▶ SUPPLIED DATA

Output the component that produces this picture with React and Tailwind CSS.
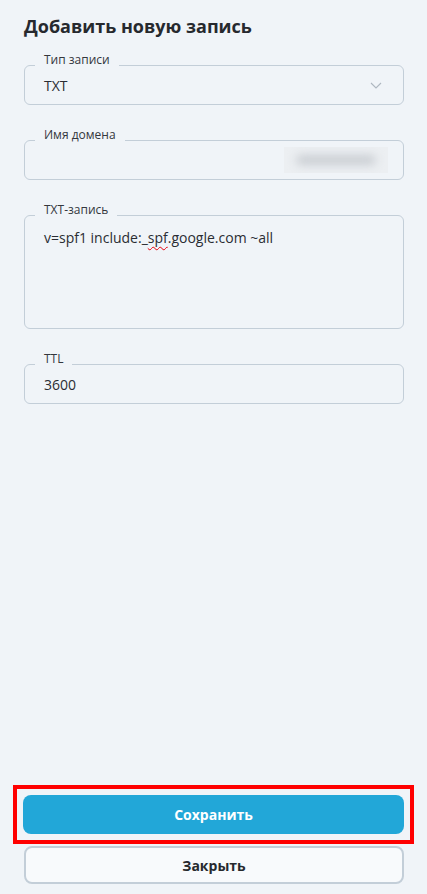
import React from 'react'

function Field({ label, children, className = '' }) {
  return (
    <div className={`relative rounded-md border border-[#c3ced8] ${className}`}>
      <span className="absolute -top-[14px] left-[10px] bg-[#f0f4f8] px-[9px] text-[12px] leading-4 text-[#34373d]">
        {label}
      </span>
      {children}
    </div>
  )
}

export default function App() {
  return (
    <div
      className="flex min-h-screen flex-col bg-[#f0f4f8] pl-6 pr-[23px] pt-[13px] pb-[10px] text-[#2a2d33]"
      style={{ fontFamily: '"Open Sans", "Noto Sans", sans-serif' }}
    >
      <h1 className="text-[18px] font-bold leading-[26px] text-[#26292e]">Добавить новую запись</h1>

      <div className="mt-[26px] flex flex-col gap-[35px]">
        <Field label="Тип записи">
          <div className="flex h-[38px] items-center justify-between pl-[19px] pr-[21px] text-[14px]">
            <span>TXT</span>
            <svg width="12" height="7" viewBox="0 0 12 7" fill="none" stroke="#aeb7c0" strokeWidth="1.1">
              <path d="M1 1l5 5 5-5" />
            </svg>
          </div>
        </Field>

        <Field label="Имя домена">
          <div className="flex h-[38px] items-center justify-end pr-[15px]">
            <div className="flex h-[26px] w-[104px] items-center justify-center overflow-hidden bg-[#eceff2]">
              <div className="h-[10px] w-[80px] rounded-full bg-[#c9cdd2] blur-[5px]" />
            </div>
          </div>
        </Field>

        <Field label="TXT-запись">
          <div className="h-[112px] pl-[19px] pt-[12px] text-[14px] leading-5">
            v=spf1 include:_
            <span className="underline decoration-red-600 decoration-wavy decoration-1 underline-offset-[3px]">spf</span>
            .google.com ~all
          </div>
        </Field>

        <Field label="TTL">
          <div className="flex h-[38px] items-center pl-[19px] text-[14px]">3600</div>
        </Field>
      </div>

      <div className="flex-1" />

      <div className="-ml-[11px] -mr-[10px] border-4 border-[#ff0000] p-[6px]">
        <button className="flex h-[39px] w-full items-center justify-center rounded-lg bg-[#22a7d8] text-[14px] font-bold text-white">
          Сохранить
        </button>
      </div>
      <button className="mt-[2px] flex h-[38px] w-full items-center justify-center rounded-lg border-2 border-[#c3ced8] bg-[#f8fafc] text-[14px] font-bold text-[#26292e]">
        Закрыть
      </button>
    </div>
  )
}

▶ WRITTEN REQUEST
Copy out the lines that hold "React".

▶ SOLUTION
Output the component that produces this picture with React and Tailwind CSS.
import React from 'react'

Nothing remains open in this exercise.